Doch klang die Melodie nicht immer so wie wir sie heute kennen, über die Jahre hat sie einige Veränderungen durchgemacht. Oft variierten diese verschiedenen Versionen nur in Schnelligkeit, Ensemble oder Aufnahmequalität, doch es gab auch ein paar Ausreißer. 1994 waren die Macher*innen der Tagesschau wie es scheint sehr flippig und hip unterwegs. Nachrichten an die junge Zielgruppe bringen – das war das Anliegen. Also hat das altehrwürdige Intro von Hans Carste schnell eine Überarbeitung gekriegt. Bis ins Jahr 1996 wurde man nun begrüßt von einem, für die 90er Jahre typischen, synthetischen Drumbeat, gepaart mit Streichern und einem funky Rhythmus.
Die Tagesschau hatte Schmiss! Man kann sich gar nicht vorstellen, was damals los gewesen sein muss. Der Kontrast wurde dadurch aber nur noch schlimmer. Auch die hellste, poppigste Version der Hammond-Fantasie hilft nichts, wenn das Handtuch anschließend wieder „Guten Abend, meine Damen und Herren“ ohne jegliche Energie in die Kamera spuckt (sorry, Jan Hofer). 1997 kam man schließlich zur Besinnung und kehrte zurück zu einer klassischeren Interpretation der Erkennungsmelodie.
Wo ist mein Geld, Alter?
Probleme gab es mit der Erkennungsmelodie immer wieder. Zuletzt 2015 als die Tagesschau bekannt gab, die Melodie würde mal wieder überarbeitet werden. Dieses Mal von Hans Zimmer (hier Inceptionsound einfügen). Das kam bei der wütenden deutschen Facebookmeute natürlich überhaupt nicht gut an. Man könne doch nicht einfach, also was für eine Frechheit, das war doch schon immer so, jetzt muss doch auch mal, und so weiter. Unwissend wieder darüber, wie oft die Melodie letztendlich schon überarbeitet wurde (und wie fetzig sie zu 90er-Jahre Rave-Zeiten war). Auslöser für den Tumult war vermutlich die BILD, die exklusiv berichtete, die Tagesschau würde eine komplett neue Melodie bekommen.

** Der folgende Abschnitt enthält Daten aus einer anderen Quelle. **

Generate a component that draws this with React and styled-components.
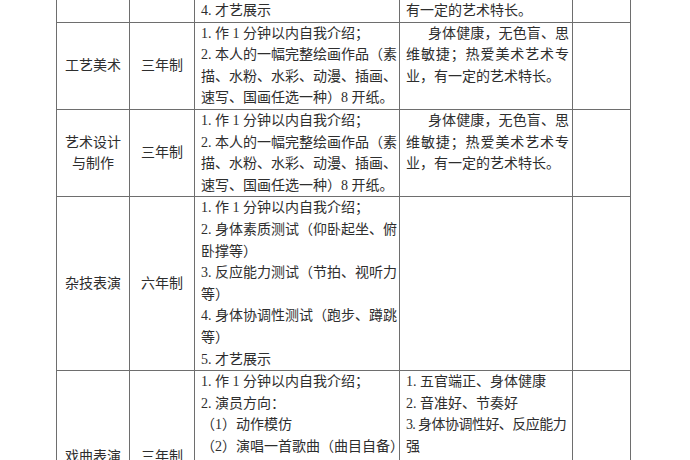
import React from "react";
import styled, { createGlobalStyle } from "styled-components";

const LINE = 21.6;

const GlobalStyle = createGlobalStyle`
  body {
    margin: 0;
    background: #ffffff;
  }
`;

const Page = styled.main`
  padding-left: 56px;
  overflow: hidden;
  height: 460px;
`;

const Sheet = styled.table`
  border-collapse: collapse;
  table-layout: fixed;
  width: 574px;
  font-family: "Liberation Serif", "Noto Sans CJK SC", serif;
  font-size: 14px;
  line-height: ${LINE}px;
  color: #2e2e2e;
`;

const Row = styled.tr`
  height: ${(p) => (p.$lines ? `${p.$lines * LINE}px` : "auto")};
`;

const Cell = styled.td`
  border: 1px solid #6e6e6e;
  border-top: ${(p) => (p.$open ? "none" : "1px solid #6e6e6e")};
  padding: ${(p) => (p.$center ? "0 7px" : "0 3px 0 6px")};
  vertical-align: ${(p) => (p.$center ? "middle" : "top")};
  text-align: ${(p) => (p.$center ? "center" : "left")};
`;

const Line = styled.span`
  display: block;
  white-space: nowrap;
  text-align: ${(p) => (p.$fill ? "justify" : "left")};
  text-align-last: ${(p) => (p.$fill ? "justify" : "auto")};
  text-indent: ${(p) => (p.$indent ? "22px" : "0")};
  letter-spacing: ${(p) => (p.$tight ? "-0.7px" : "normal")};
  padding-right: ${(p) => (p.$tight ? "3px" : "0")};
`;

const Lines = ({ items }) =>
  items.map(([text, fill, indent, tight], i) => (
    <Line key={i} $fill={fill} $indent={indent} $tight={tight}>
      {text}
    </Line>
  ));

const paintingTest = [
  ["1. 作 1 分钟以内自我介绍；"],
  ["2. 本人的一幅完整绘画作品（素", true],
  ["描、水粉、水彩、动漫、插画、", true],
  ["速写、国画任选一种）8 开纸。"],
];

const artRequire = [
  ["身体健康，无色盲、思", true, true],
  ["维敏捷；热爱美术艺术专", true],
  ["业，有一定的艺术特长。"],
];

const acrobatTest = [
  ["1. 作 1 分钟以内自我介绍；"],
  ["2. 身体素质测试（仰卧起坐、俯", true],
  ["卧撑等）"],
  ["3. 反应能力测试（节拍、视听力", true],
  ["等）"],
  ["4. 身体协调性测试（跑步、蹲跳", true],
  ["等）"],
  ["5. 才艺展示"],
];

const operaTest = [
  ["1. 作 1 分钟以内自我介绍；"],
  ["2. 演员方向："],
  ["（1）动作模仿"],
  ["（2）演唱一首歌曲（曲目自备）"],
];

const operaRequire = [
  ["1. 五官端正、身体健康"],
  ["2. 音准好、节奏好"],
  ["3. 身体协调性好、反应能力", true, false, true],
  ["强"],
];

export default function App() {
  return (
    <>
      <GlobalStyle />
      <Page>
        <Sheet>
          <colgroup>
            <col style={{ width: 73 }} />
            <col style={{ width: 65 }} />
            <col style={{ width: 205 }} />
            <col style={{ width: 173 }} />
            <col style={{ width: 58 }} />
          </colgroup>
          <tbody>
            <Row>
              <Cell $open $center />
              <Cell $open $center />
              <Cell $open>
                <Line>4. 才艺展示</Line>
              </Cell>
              <Cell $open>
                <Line>有一定的艺术特长。</Line>
              </Cell>
              <Cell $open />
            </Row>
            <Row $lines={4}>
              <Cell $center>工艺美术</Cell>
              <Cell $center>三年制</Cell>
              <Cell>
                <Lines items={paintingTest} />
              </Cell>
              <Cell>
                <Lines items={artRequire} />
              </Cell>
              <Cell />
            </Row>
            <Row $lines={4}>
              <Cell $center>艺术设计与制作</Cell>
              <Cell $center>三年制</Cell>
              <Cell>
                <Lines items={paintingTest} />
              </Cell>
              <Cell>
                <Lines items={artRequire} />
              </Cell>
              <Cell />
            </Row>
            <Row $lines={8}>
              <Cell $center>杂技表演</Cell>
              <Cell $center>六年制</Cell>
              <Cell>
                <Lines items={acrobatTest} />
              </Cell>
              <Cell />
              <Cell />
            </Row>
            <Row $lines={8}>
              <Cell $center>戏曲表演</Cell>
              <Cell $center>三年制</Cell>
              <Cell>
                <Lines items={operaTest} />
              </Cell>
              <Cell>
                <Lines items={operaRequire} />
              </Cell>
              <Cell />
            </Row>
          </tbody>
        </Sheet>
      </Page>
    </>
  );
}
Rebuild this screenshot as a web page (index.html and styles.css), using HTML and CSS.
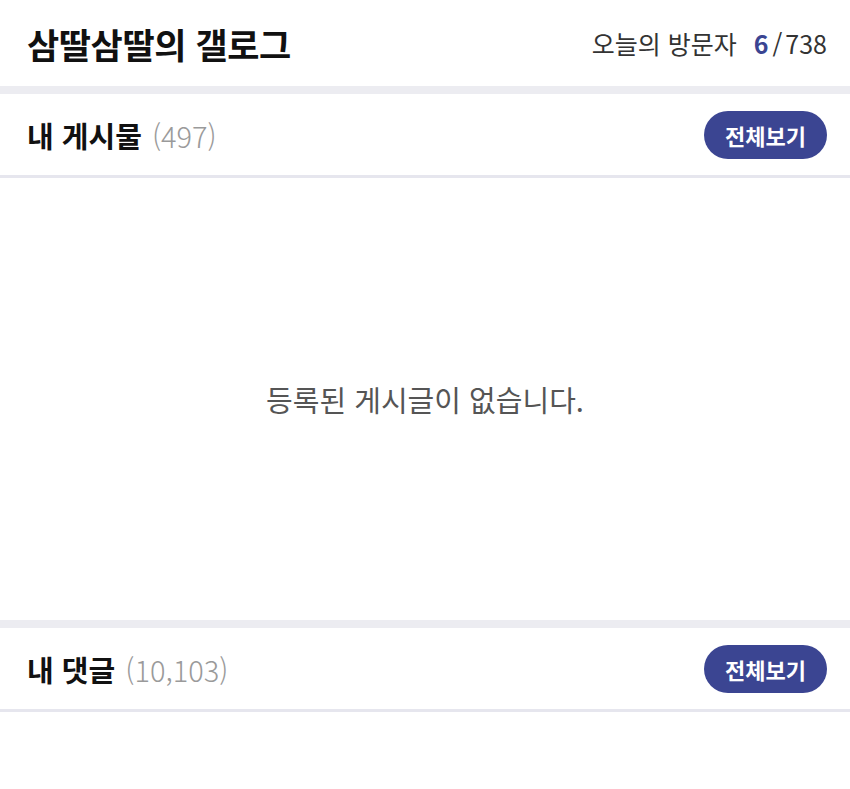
FILE: index.html
```html
<!DOCTYPE html>
<html lang="ko">
<head>
  <meta charset="UTF-8">
  <title>삼딸삼딸의 갤로그</title>
  <link rel="stylesheet" href="styles.css">
</head>
<body>
  <header class="top">
    <h1 class="title">삼딸삼딸의 갤로그</h1>
    <div class="visitors">
      <span class="label">오늘의 방문자</span>
      <b class="today">6</b><span class="slash">/</span><span class="total">738</span>
    </div>
  </header>

  <section class="box">
    <div class="box-head">
      <h2>내 게시물 <span class="count">(497)</span></h2>
      <a class="more" href="#">전체보기</a>
    </div>
    <div class="empty">등록된 게시글이 없습니다.</div>
  </section>

  <section class="box">
    <div class="box-head">
      <h2>내 댓글 <span class="count">(10,103)</span></h2>
      <a class="more" href="#">전체보기</a>
    </div>
    <div class="list"></div>
  </section>
</body>
</html>
```

FILE: styles.css
```css
body {
  margin: 0;
  background: #fff;
  font-family: "Noto Sans CJK KR", "Noto Sans", sans-serif;
  color: #111;
}

.top {
  height: 86px;
  display: flex;
  align-items: center;
  justify-content: space-between;
  padding: 0 23px 0 27px;
  border-bottom: 8px solid #ececf1;
}

.title {
  margin: 0;
  font-size: 35px;
  font-weight: 700;
  letter-spacing: -0.4px;
}

.visitors {
  font-size: 25px;
  color: #333;
}

.visitors .label {
  margin-right: 10px;
}

.visitors .today {
  color: #3b4592;
  font-weight: 700;
  margin-right: 4px;
}

.visitors .slash {
  margin-right: 3px;
}

.box-head {
  height: 81px;
  display: flex;
  align-items: center;
  justify-content: space-between;
  padding: 0 23px 0 27px;
  border-bottom: 3px solid #e6e6ee;
}

.box-head h2 {
  margin: 0;
  font-size: 29px;
  font-weight: 700;
}

.count {
  color: #9a9a9a;
  font-weight: 300;
  margin-left: 2px;
}

.more {
  display: inline-flex;
  align-items: center;
  justify-content: center;
  width: 123px;
  height: 48px;
  border-radius: 24px;
  background: #3b4592;
  color: #fff;
  font-size: 22px;
  font-weight: 700;
  text-decoration: none;
}

.empty {
  height: 442px;
  display: flex;
  align-items: center;
  justify-content: center;
  font-size: 29px;
  color: #555;
  border-bottom: 8px solid #ececf1;
}

.list {
  height: 80px;
}
```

Für Hans Carste und später auch seine Witwe brachte die berühmte Erkennungsmelodie jedoch oft nur Geldprobleme mit sich. Als Vorstandsmitglied der GEMA lies sich Carste selbstverständlich nicht lumpen und wurde regelmäßig für die Nutzung seiner Melodie bezahlt. Noch in den 2010er-Jahren erhielt Grit-Sieglinde Carste eine monatlich Vierstelle Ausschüttung an Tantiemen für die Nutzung der Hammond-Fantasie. Eben jene fand übrigens auch die Überarbeitung der Melodie 2015 nicht so witzig und wollte rechtlich dagegen vorgehen. Sie fand eine Veränderung des Intros wäre nur mit ihrer Zustimmung erlaubt.
In gewisser Weise spiegelt die Tagesschaumelodie sehr gut die deutsche Nachkriegsgeschichte wieder. Der Komponist, der sie in Kriegsgefangenschaft schrieb, die regelmäßigen Veränderungen, die den Zeitgeist Deutschlands zu dem Zeitpunkt widerspiegelten. Bis hin zum wütenden Internetmob 2015, der sich gegen eine Absetzung der Melodie wehrt, die so eh nie geplant war. In diesem Sinne vielen Dank Hans Carste für DIE perfekte Deutschland Metapher.